Abstract
Research into vision-language (V-L) models has seen rapid progress in terms of generalization across various domains and tasks. Vision-LLMs like CLIP, adept at zero-shot recognition, have experienced significant growth, particularly in understanding out-of-distribution (OOD) samples during fine-tuning. Nevertheless, these models are prone to overfitting known dataset classes after sustained fine-tuning. Addressing this issue, the current paper introduces an innovative approach dubbed OGEN, which enhances OOD generalization in fine-tuned models by leveraging a class-conditional feature generator and an adaptive self-distillation mechanism for robust regularization.
Introduction
State-of-the-art models in the vision-language sphere, such as CLIP, exhibit promising zero-shot capabilities; however, they often falter with OOD samples, which require recognition beyond the in-distribution set. Enhancements via fine-tuning methods have shown improvement in both in-distribution and OOD performance but have also revealed a tendency toward overfitting. This work primarily addresses the overfit-pitfall commonly encountered in V-L model fine-tuning and explores the added advantages of utilizing a novel method that concurrently leverages synthesized OOD data and a self-distillation strategy.
Methodology
The newly proposed OGEN method tackles the overfitting issue by incorporating two key components:
- A class-conditional feature generator introduces the capability to synthesize features of unknown classes given only the class name, capitalizing on the well-aligned image-text feature space in CLIP. It employs a lightweight attention mechanism, generating features that model complex distributions of OOD samples.
- Adaptive self-distillation, conducted by teaching the current status of the model using outputs from earlier checkpoints, promotes a more generalized solution and mitigates the risks of overfitting to known classes.

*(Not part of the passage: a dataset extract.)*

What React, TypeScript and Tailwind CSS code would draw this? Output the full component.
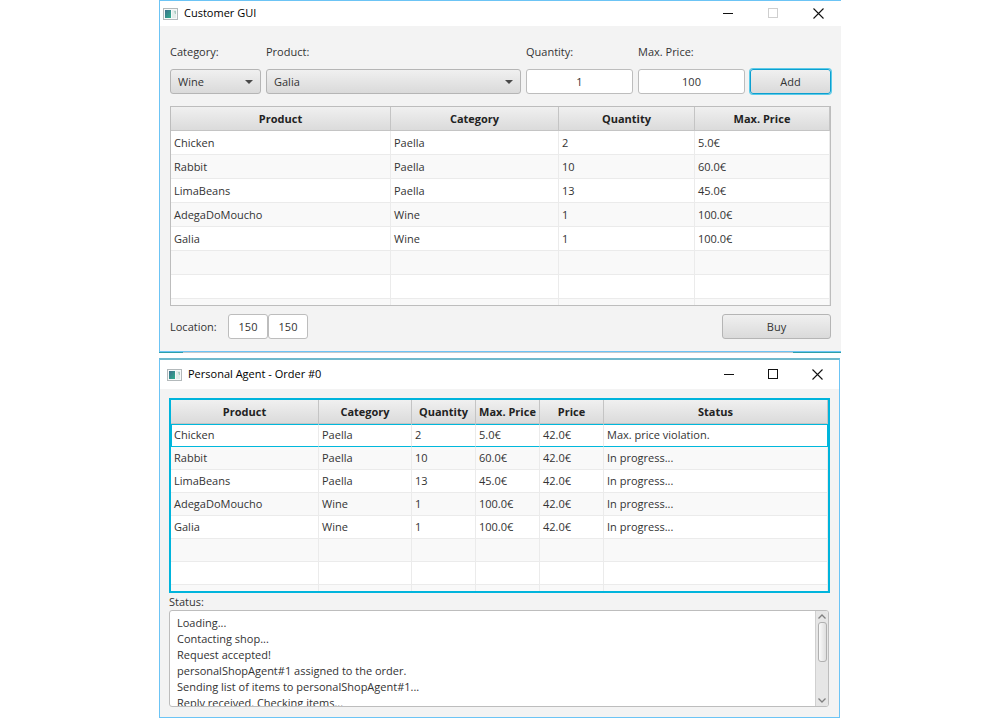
import type { ReactNode } from 'react';

type Column = { label: string; width: string };

const cartColumns: Column[] = [
  { label: 'Product', width: 'w-[220px]' },
  { label: 'Category', width: 'w-[168px]' },
  { label: 'Quantity', width: 'w-[136px]' },
  { label: 'Max. Price', width: '' },
];

const cartRows = [
  ['Chicken', 'Paella', '2', '5.0€'],
  ['Rabbit', 'Paella', '10', '60.0€'],
  ['LimaBeans', 'Paella', '13', '45.0€'],
  ['AdegaDoMoucho', 'Wine', '1', '100.0€'],
  ['Galia', 'Wine', '1', '100.0€'],
];

const orderColumns: Column[] = [
  { label: 'Product', width: 'w-[148px]' },
  { label: 'Category', width: 'w-[93px]' },
  { label: 'Quantity', width: 'w-[64px]' },
  { label: 'Max. Price', width: 'w-[64px]' },
  { label: 'Price', width: 'w-[64px]' },
  { label: 'Status', width: '' },
];

const orderRows = [
  ['Chicken', 'Paella', '2', '5.0€', '42.0€', 'Max. price violation.'],
  ['Rabbit', 'Paella', '10', '60.0€', '42.0€', 'In progress...'],
  ['LimaBeans', 'Paella', '13', '45.0€', '42.0€', 'In progress...'],
  ['AdegaDoMoucho', 'Wine', '1', '100.0€', '42.0€', 'In progress...'],
  ['Galia', 'Wine', '1', '100.0€', '42.0€', 'In progress...'],
];

const log = [
  'Loading...',
  'Contacting shop...',
  'Request accepted!',
  'personalShopAgent#1 assigned to the order.',
  'Sending list of items to personalShopAgent#1...',
  'Reply received. Checking items...',
].join('\n');

const raised = 'rounded-[3px] border border-[#b5b5b5] bg-linear-to-b from-[#f0f0f0] to-[#dadada] pt-0.5';
const field = 'h-[25px] w-full min-w-0 rounded-[3px] border border-[#bdbdbd] bg-white text-center outline-none';

function AppIcon() {
  return (
    <svg width="15" height="12" viewBox="0 0 15 12" aria-hidden="true">
      <defs>
        <linearGradient id="pane" x1="0" y1="0" x2="1" y2="1">
          <stop offset="0" stopColor="#3d6f8c" />
          <stop offset="1" stopColor="#2fae8c" />
        </linearGradient>
      </defs>
      <rect x="0.5" y="0.5" width="14" height="11" fill="#f7f9f9" stroke="#b3b9bb" />
      <rect x="2" y="2" width="6" height="8" fill="url(#pane)" />
      <rect x="9" y="2" width="4" height="8" fill="#e3ecea" />
      <path d="M11 3h2v3h-1z" fill="#a9cdc2" />
    </svg>
  );
}

type TitleBarProps = { title: string; className: string; buttonWidth: string; fixedSize?: boolean };

function TitleBar({ title, className, buttonWidth, fixedSize }: TitleBarProps) {
  const button = `flex h-full items-center justify-center ${buttonWidth}`;
  return (
    <header className={`flex items-center bg-white text-black ${className}`}>
      <AppIcon />
      <h1 className="ml-1.5 flex-1">{title}</h1>
      <button type="button" aria-label="Minimize" className={button}>
        <svg width="11" height="11" viewBox="0 0 11 11"><path d="M0 5.5h10" stroke="#111" fill="none" /></svg>
      </button>
      <button type="button" aria-label="Maximize" disabled={fixedSize} className={button}>
        <svg width="11" height="11" viewBox="0 0 11 11">
          <rect x="0.5" y="0.5" width="9" height="9" fill="none" stroke={fixedSize ? '#cfcfcf' : '#111'} />
        </svg>
      </button>
      <button type="button" aria-label="Close" className={button}>
        <svg width="11" height="11" viewBox="0 0 11 11"><path d="M0.5 0.5l10 10M10.5 0.5l-10 10" stroke="#111" strokeWidth="1.1" fill="none" /></svg>
      </button>
    </header>
  );
}

function cellEdges(focused: boolean, first: boolean, last: boolean) {
  if (!focused) return 'border-r border-b border-[#ebebeb] pl-[3px]';
  if (first) return 'border border-[#00b8dc] border-r-[#ebebeb] pl-0.5';
  if (last) return 'border border-l-0 border-[#00b8dc] pl-[3px]';
  return 'border border-l-0 border-[#00b8dc] border-r-[#ebebeb] pl-[3px]';
}

type DataTableProps = { columns: Column[]; rows: string[][]; cellSize: string; focusFirst?: boolean };

function DataTable({ columns, rows, cellSize, focusFirst = false }: DataTableProps) {
  const blanks = Array.from({ length: 3 }, () => columns.map(() => ''));
  return (
    <table className="w-full table-fixed border-separate border-spacing-0">
      <thead>
        <tr className="bg-linear-to-b from-[#f0f0f0] to-[#dadada]">
          {columns.map((c) => (
            <th key={c.label} className={`${c.width} h-6 border-r border-b border-[#c4c4c4] px-0 pt-0.5 pb-0 text-center font-bold whitespace-nowrap text-[#222]`}>
              {c.label}
            </th>
          ))}
        </tr>
      </thead>
      <tbody>
        {[...rows, ...blanks].map((row, r) => (
          <tr key={r} className="odd:bg-white even:bg-[#f9f9f9]">
            {row.map((cell, c) => (
              <td
                key={c}
                className={`${cellSize} ${cellEdges(focusFirst && r === 0, c === 0, c === row.length - 1)} pr-0 pb-0 whitespace-nowrap`}
              >
                {cell}
              </td>
            ))}
          </tr>
        ))}
      </tbody>
    </table>
  );
}

function Field({ id, label, children }: { id: string; label: string; children: ReactNode }) {
  return (
    <div className="flex min-w-0 flex-col gap-[7px]">
      <label htmlFor={id} className="h-5 leading-5">{label}</label>
      {children}
    </div>
  );
}

function Dropdown({ id, options }: { id: string; options: string[] }) {
  return (
    <div className="relative">
      <select id={id} className={`block h-[25px] w-full appearance-none pr-6 pl-[7px] outline-none ${raised}`}>
        {options.map((o) => (
          <option key={o}>{o}</option>
        ))}
      </select>
      <svg className="pointer-events-none absolute top-[11px] right-2" width="8" height="4" viewBox="0 0 8 4" aria-hidden="true">
        <path d="M0 0h8L4 4z" fill="#4a4a4a" />
      </svg>
    </div>
  );
}

function CustomerWindow() {
  return (
    <section>
      <div className="border-t border-b border-l border-[#6cc4f5] bg-[#f3f3f3]">
        <TitleBar title="Customer GUI" className="h-[25px] pl-[3px]" buttonWidth="w-[45px]" fixedSize />
        <form className="px-2.5 pt-4 pb-3" onSubmit={(e) => e.preventDefault()}>
          <div className="grid grid-cols-[91px_1fr_107px_107px_81px] items-end gap-[5px]">
            <Field id="category" label="Category:">
              <Dropdown id="category" options={['Wine', 'Paella']} />
            </Field>
            <Field id="product" label="Product:">
              <Dropdown id="product" options={['Galia', 'AdegaDoMoucho']} />
            </Field>
            <Field id="quantity" label="Quantity:">
              <input id="quantity" defaultValue="1" className={field} />
            </Field>
            <Field id="max-price" label="Max. Price:">
              <input id="max-price" defaultValue="100" className={field} />
            </Field>
            <button type="submit" className="h-[25px] rounded-[3px] border border-[#0d9fd0] bg-linear-to-b from-[#f0f0f0] to-[#dadada] pt-0.5 ring-1 ring-[#5ccbe8]">
              Add
            </button>
          </div>
          <div className="mt-3 h-[200px] overflow-hidden border border-[#bdbdbd] bg-white">
            <DataTable columns={cartColumns} rows={cartRows} cellSize="h-6 pt-0.5" />
          </div>
          <div className="mt-2 flex items-center">
            <label htmlFor="location-x" className="w-[58px] pt-0.5">Location:</label>
            <div className="flex w-20">
              <input id="location-x" defaultValue="150" className={field} />
              <input aria-label="Location, second coordinate" defaultValue="150" className={field} />
            </div>
            <button type="button" className={`ml-auto h-[25px] w-[109px] ${raised}`}>Buy</button>
          </div>
        </form>
      </div>
      <div className="flex h-px justify-between bg-[#c3c9cc]" aria-hidden="true">
        <div className="w-6 bg-[#2f9fa8]" />
        <div className="w-12 bg-[#2f9fa8]" />
      </div>
    </section>
  );
}

function ScrollBar() {
  return (
    <div className="flex w-[13px] flex-col items-center border-l border-[#d0d0d0] bg-[#e6e6e6] py-[3px]" aria-hidden="true">
      <svg width="8" height="5" viewBox="0 0 8 5"><path d="M0.5 4.5L4 1l3.5 3.5" fill="none" stroke="#808080" strokeWidth="1.3" /></svg>
      <div className="mt-[3px] h-10 w-[9px] rounded-[3px] border border-[#b0b0b0] bg-linear-to-r from-[#fafafa] to-[#dedede]" />
      <svg className="mt-auto" width="8" height="5" viewBox="0 0 8 5"><path d="M0.5 0.5L4 4l3.5-3.5" fill="none" stroke="#808080" strokeWidth="1.3" /></svg>
    </div>
  );
}

function OrderWindow() {
  return (
    <section className="mr-px border border-t-2 border-[#6cc4f5] border-t-[#6fb9cc] bg-[#f3f3f3]">
      <TitleBar title="Personal Agent - Order #0" className="h-[29px] pl-[7px]" buttonWidth="w-11" />
      <div className="px-[9px] pt-[9px] pb-2.5">
        <div className="h-[195px] overflow-hidden border-2 border-[#00b4dc] bg-white">
          <DataTable columns={orderColumns} rows={orderRows} cellSize="h-[23px] pt-0" focusFirst />
        </div>
        <label htmlFor="status-log" className="block h-[17px] leading-[17px]">Status:</label>
        <div className="mr-px flex h-[97px] overflow-hidden rounded-[3px] border border-[#bdbdbd] bg-white">
          <textarea
            id="status-log"
            readOnly
            wrap="off"
            defaultValue={log}
            className="min-w-0 flex-1 resize-none overflow-hidden pt-1 pl-[7px] leading-4 outline-none"
          />
          <ScrollBar />
        </div>
      </div>
    </section>
  );
}

export default function App() {
  return (
    <main className="min-h-screen bg-white font-['Open_Sans',sans-serif] text-[11px] text-[#333]">
      <div className="mx-auto flex w-full max-w-[682px] flex-col gap-[5px]">
        <CustomerWindow />
        <OrderWindow />
      </div>
    </main>
  );
}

The combination of these components results in a model with impressive robustness and balance in performance across known and unknown classes.
Experiments and Results
Extensive experiments validate the OGEN approach's effectiveness under two OOD generalization settings: within-dataset and cross-dataset generalizations. The results signify consistent improvement in OOD generalization across various fine-tuning methodologies applied to CLIP-like architectures. Notably, OGEN enhances OOD accuracy by up to 18.77% under certain conditions. This performance can be attributed to the effective use of synthesized OOD features during optimization and a sophisticated self-distillation method that prevents model checkpoint overfitting.
Conclusion
This paper breaks new ground in improving the OOD generalization of V-L models by pinpointing and addressing key overfitting pitfalls. The introduction of class-conditional feature synthesis and adaptive self-distillation as a dual approach offers a robust framework for model regularization, resulting in significantly enhanced performance on OOD samples. Future work could include extending OGEN's findings to other fine-tuning methods and exploring its application to uncertainty modeling on unseen data for further advancements in V-L research.